<<<<

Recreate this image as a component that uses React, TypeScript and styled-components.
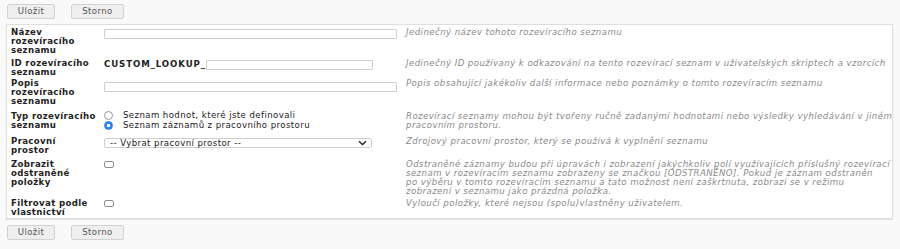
import React from 'react'
import styled, { createGlobalStyle } from 'styled-components'

const GlobalStyle = createGlobalStyle`
  html, body {
    margin: 0;
    padding: 0;
    background: #f9f9f9;
  }
  body {
    font-family: "DejaVu Sans", Verdana, sans-serif;
    font-size: 8.6px;
    letter-spacing: 0.4px;
    color: #222;
  }
`

type RowData = {
  label: string[]
  desc: string[]
  top: number
  field: React.ReactNode
}

export default function App() {
  const rows: RowData[] = [
    {
      label: ['Název', 'rozevíracího', 'seznamu'],
      desc: ['Jedinečný název tohoto rozevíracího seznamu'],
      top: 3,
      field: <TextInput $width={293} $top={0.5} />,
    },
    {
      label: ['ID rozevíracího', 'seznamu'],
      desc: ['Jedinečný ID používaný k odkazování na tento rozevírací seznam v uživatelských skriptech a vzorcích'],
      top: 4,
      field: (
        <IdField>
          <Prefix>CUSTOM_LOOKUP_</Prefix>
          <TextInput $width={167} $top={0} />
        </IdField>
      ),
    },
    {
      label: ['Popis', 'rozevíracího', 'seznamu'],
      desc: ['Popis obsahující jakékoliv další informace nebo poznámky o tomto rozevíracím seznamu'],
      top: 2,
      field: <TextInput $width={293} $top={2.5} />,
    },
    {
      label: ['Typ rozevíracího', 'seznamu'],
      desc: [
        'Rozevírací seznamy mohou být tvořeny ručně zadanými hodnotami nebo výsledky vyhledávání v jiném',
        'pracovním prostoru.',
      ],
      top: 5.7,
      field: (
        <RadioList>
          <RadioOption>
            <Radio />
            <span>Seznam hodnot, které jste definovali</span>
          </RadioOption>
          <RadioOption>
            <Radio $checked />
            <span>Seznam záznamů z pracovního prostoru</span>
          </RadioOption>
        </RadioList>
      ),
    },
    {
      label: ['Pracovní', 'prostor'],
      desc: ['Zdrojový pracovní prostor, který se používá k vyplnění seznamu'],
      top: 7.7,
      field: (
        <Select>
          <span>-- Vybrat pracovní prostor --</span>
          <svg width="9" height="6" viewBox="0 0 9 6">
            <path d="M1 1.2 L4.5 4.5 L8 1.2" fill="none" stroke="#222" strokeWidth="1.4" />
          </svg>
        </Select>
      ),
    },
    {
      label: ['Zobrazit', 'odstraněné', 'položky'],
      desc: [
        'Odstraněné záznamy budou při úpravách i zobrazení jakýchkoliv polí využívajících příslušný rozevírací',
        'seznam v rozevíracím seznamu zobrazeny se značkou [ODSTRANĚNO]. Pokud je záznam odstraněn',
        'po výběru v tomto rozevíracím seznamu a tato možnost není zaškrtnuta, zobrazí se v režimu',
        'zobrazení v seznamu jako prázdná položka.',
      ],
      top: 4.6,
      field: <Checkbox />,
    },
    {
      label: ['Filtrovat podle', 'vlastnictví'],
      desc: ['Vyloučí položky, které nejsou (spolu)vlastněny uživatelem.'],
      top: 3,
      field: <Checkbox />,
    },
  ]

  return (
    <Page>
      <GlobalStyle />
      <Toolbar>
        <Button $width={48}>Uložit</Button>
        <Button $width={53}>Storno</Button>
      </Toolbar>
      <Panel>
        {rows.map((row, i) => (
          <Row key={i} $top={row.top}>
            <Label>
              {row.label.map((l, j) => (
                <div key={j}>{l}</div>
              ))}
            </Label>
            <Field>{row.field}</Field>
            <Description>
              {row.desc.map((d, j) => (
                <div key={j}>{d}</div>
              ))}
            </Description>
          </Row>
        ))}
      </Panel>
      <Toolbar>
        <Button $width={48}>Uložit</Button>
        <Button $width={53}>Storno</Button>
      </Toolbar>
    </Page>
  )
}

const Page = styled.div`
  width: 900px;
  height: 249px;
  padding: 4px 0 0 6px;
  box-sizing: border-box;
`

const Toolbar = styled.div`
  display: flex;
  gap: 16px;
  margin-left: 1px;
  height: 15px;
`

const Button = styled.button<{ $width: number }>`
  font-family: "DejaVu Sans", Verdana, sans-serif;
  font-size: 8.6px;
  letter-spacing: 0.4px;
  color: #555;
  background: #efefef;
  border: 1px solid #d2d2d2;
  border-radius: 2px;
  padding: 0;
  width: ${(p) => p.$width}px;
  height: 15px;
  line-height: 13px;
`

const Panel = styled.div`
  width: 887px;
  height: 195px;
  box-sizing: border-box;
  margin: 5px 0 6px;
  background: #fff;
  border: 1px solid #dedede;
  box-shadow: 0 1px 1px rgba(0, 0, 0, 0.08);
  padding: 0 4px;
`

const Row = styled.div<{ $top: number }>`
  display: grid;
  grid-template-columns: 93px 302px 1fr;
  align-items: start;
  padding-top: ${(p) => p.$top}px;
  line-height: 9px;
`

const Label = styled.div`
  font-weight: bold;
  color: #222;
  white-space: nowrap;
  letter-spacing: 0.34px;
`

const Field = styled.div`
  display: flex;
  align-items: flex-start;
`

const Description = styled.div`
  font-style: italic;
  color: #8a8a8a;
  white-space: nowrap;
  letter-spacing: 0.43px;
`

const TextInput = styled.div<{ $width: number; $top: number }>`
  width: ${(p) => p.$width}px;
  height: 10px;
  box-sizing: border-box;
  border: 1px solid #cfcfcf;
  border-radius: 1px;
  background: #fff;
  margin-top: ${(p) => p.$top}px;
`

const IdField = styled.div`
  display: flex;
  align-items: center;
  margin-top: 0.5px;
`

const Prefix = styled.span`
  font-weight: bold;
  letter-spacing: 0.9px;
`

const RadioList = styled.div`
  display: flex;
  flex-direction: column;
  margin-top: -0.5px;
`

const RadioOption = styled.div`
  display: flex;
  align-items: center;
  gap: 10px;
  height: 9.3px;
`

const Radio = styled.span<{ $checked?: boolean }>`
  width: 9px;
  height: 9px;
  box-sizing: border-box;
  border-radius: 50%;
  border: 1px solid ${(p) => (p.$checked ? '#2a7de1' : '#9a9a9a')};
  background: ${(p) => (p.$checked ? 'radial-gradient(circle, #fff 0 1.6px, #2f86ef 1.8px)' : '#fff')};
`

const Select = styled.div`
  width: 268px;
  height: 10px;
  box-sizing: border-box;
  border: 1px solid #cfcfcf;
  border-radius: 2px;
  background: #fff;
  display: flex;
  align-items: center;
  justify-content: space-between;
  padding: 0 4px 0 5px;
  line-height: 8px;
  margin-top: 1px;
`

const Checkbox = styled.span`
  width: 10px;
  height: 7px;
  box-sizing: border-box;
  border: 1px solid #8e8e8e;
  border-radius: 2px;
  background: #fff;
  margin-top: 1px;
`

>>>>

§ WHAT IS ASKED
Omit the pictures and output all of the other material exactly.

§ OUTPUT BELOW
Recreate this image as a component that uses React, TypeScript and styled-components.
import React from 'react'
import styled, { createGlobalStyle } from 'styled-components'

const GlobalStyle = createGlobalStyle`
  html, body {
    margin: 0;
    padding: 0;
    background: #f9f9f9;
  }
  body {
    font-family: "DejaVu Sans", Verdana, sans-serif;
    font-size: 8.6px;
    letter-spacing: 0.4px;
    color: #222;
  }
`

type RowData = {
  label: string[]
  desc: string[]
  top: number
  field: React.ReactNode
}

export default function App() {
  const rows: RowData[] = [
    {
      label: ['Název', 'rozevíracího', 'seznamu'],
      desc: ['Jedinečný název tohoto rozevíracího seznamu'],
      top: 3,
      field: <TextInput $width={293} $top={0.5} />,
    },
    {
      label: ['ID rozevíracího', 'seznamu'],
      desc: ['Jedinečný ID používaný k odkazování na tento rozevírací seznam v uživatelských skriptech a vzorcích'],
      top: 4,
      field: (
        <IdField>
          <Prefix>CUSTOM_LOOKUP_</Prefix>
          <TextInput $width={167} $top={0} />
        </IdField>
      ),
    },
    {
      label: ['Popis', 'rozevíracího', 'seznamu'],
      desc: ['Popis obsahující jakékoliv další informace nebo poznámky o tomto rozevíracím seznamu'],
      top: 2,
      field: <TextInput $width={293} $top={2.5} />,
    },
    {
      label: ['Typ rozevíracího', 'seznamu'],
      desc: [
        'Rozevírací seznamy mohou být tvořeny ručně zadanými hodnotami nebo výsledky vyhledávání v jiném',
        'pracovním prostoru.',
      ],
      top: 5.7,
      field: (
        <RadioList>
          <RadioOption>
            <Radio />
            <span>Seznam hodnot, které jste definovali</span>
          </RadioOption>
          <RadioOption>
            <Radio $checked />
            <span>Seznam záznamů z pracovního prostoru</span>
          </RadioOption>
        </RadioList>
      ),
    },
    {
      label: ['Pracovní', 'prostor'],
      desc: ['Zdrojový pracovní prostor, který se používá k vyplnění seznamu'],
      top: 7.7,
      field: (
        <Select>
          <span>-- Vybrat pracovní prostor --</span>
          <svg width="9" height="6" viewBox="0 0 9 6">
            <path d="M1 1.2 L4.5 4.5 L8 1.2" fill="none" stroke="#222" strokeWidth="1.4" />
          </svg>
        </Select>
      ),
    },
    {
      label: ['Zobrazit', 'odstraněné', 'položky'],
      desc: [
        'Odstraněné záznamy budou při úpravách i zobrazení jakýchkoliv polí využívajících příslušný rozevírací',
        'seznam v rozevíracím seznamu zobrazeny se značkou [ODSTRANĚNO]. Pokud je záznam odstraněn',
        'po výběru v tomto rozevíracím seznamu a tato možnost není zaškrtnuta, zobrazí se v režimu',
        'zobrazení v seznamu jako prázdná položka.',
      ],
      top: 4.6,
      field: <Checkbox />,
    },
    {
      label: ['Filtrovat podle', 'vlastnictví'],
      desc: ['Vyloučí položky, které nejsou (spolu)vlastněny uživatelem.'],
      top: 3,
      field: <Checkbox />,
    },
  ]

  return (
    <Page>
      <GlobalStyle />
      <Toolbar>
        <Button $width={48}>Uložit</Button>
        <Button $width={53}>Storno</Button>
      </Toolbar>
      <Panel>
        {rows.map((row, i) => (
          <Row key={i} $top={row.top}>
            <Label>
              {row.label.map((l, j) => (
                <div key={j}>{l}</div>
              ))}
            </Label>
            <Field>{row.field}</Field>
            <Description>
              {row.desc.map((d, j) => (
                <div key={j}>{d}</div>
              ))}
            </Description>
          </Row>
        ))}
      </Panel>
      <Toolbar>
        <Button $width={48}>Uložit</Button>
        <Button $width={53}>Storno</Button>
      </Toolbar>
    </Page>
  )
}

const Page = styled.div`
  width: 900px;
  height: 249px;
  padding: 4px 0 0 6px;
  box-sizing: border-box;
`

const Toolbar = styled.div`
  display: flex;
  gap: 16px;
  margin-left: 1px;
  height: 15px;
`

const Button = styled.button<{ $width: number }>`
  font-family: "DejaVu Sans", Verdana, sans-serif;
  font-size: 8.6px;
  letter-spacing: 0.4px;
  color: #555;
  background: #efefef;
  border: 1px solid #d2d2d2;
  border-radius: 2px;
  padding: 0;
  width: ${(p) => p.$width}px;
  height: 15px;
  line-height: 13px;
`

const Panel = styled.div`
  width: 887px;
  height: 195px;
  box-sizing: border-box;
  margin: 5px 0 6px;
  background: #fff;
  border: 1px solid #dedede;
  box-shadow: 0 1px 1px rgba(0, 0, 0, 0.08);
  padding: 0 4px;
`

const Row = styled.div<{ $top: number }>`
  display: grid;
  grid-template-columns: 93px 302px 1fr;
  align-items: start;
  padding-top: ${(p) => p.$top}px;
  line-height: 9px;
`

const Label = styled.div`
  font-weight: bold;
  color: #222;
  white-space: nowrap;
  letter-spacing: 0.34px;
`

const Field = styled.div`
  display: flex;
  align-items: flex-start;
`

const Description = styled.div`
  font-style: italic;
  color: #8a8a8a;
  white-space: nowrap;
  letter-spacing: 0.43px;
`

const TextInput = styled.div<{ $width: number; $top: number }>`
  width: ${(p) => p.$width}px;
  height: 10px;
  box-sizing: border-box;
  border: 1px solid #cfcfcf;
  border-radius: 1px;
  background: #fff;
  margin-top: ${(p) => p.$top}px;
`

const IdField = styled.div`
  display: flex;
  align-items: center;
  margin-top: 0.5px;
`

const Prefix = styled.span`
  font-weight: bold;
  letter-spacing: 0.9px;
`

const RadioList = styled.div`
  display: flex;
  flex-direction: column;
  margin-top: -0.5px;
`

const RadioOption = styled.div`
  display: flex;
  align-items: center;
  gap: 10px;
  height: 9.3px;
`

const Radio = styled.span<{ $checked?: boolean }>`
  width: 9px;
  height: 9px;
  box-sizing: border-box;
  border-radius: 50%;
  border: 1px solid ${(p) => (p.$checked ? '#2a7de1' : '#9a9a9a')};
  background: ${(p) => (p.$checked ? 'radial-gradient(circle, #fff 0 1.6px, #2f86ef 1.8px)' : '#fff')};
`

const Select = styled.div`
  width: 268px;
  height: 10px;
  box-sizing: border-box;
  border: 1px solid #cfcfcf;
  border-radius: 2px;
  background: #fff;
  display: flex;
  align-items: center;
  justify-content: space-between;
  padding: 0 4px 0 5px;
  line-height: 8px;
  margin-top: 1px;
`

const Checkbox = styled.span`
  width: 10px;
  height: 7px;
  box-sizing: border-box;
  border: 1px solid #8e8e8e;
  border-radius: 2px;
  background: #fff;
  margin-top: 1px;
`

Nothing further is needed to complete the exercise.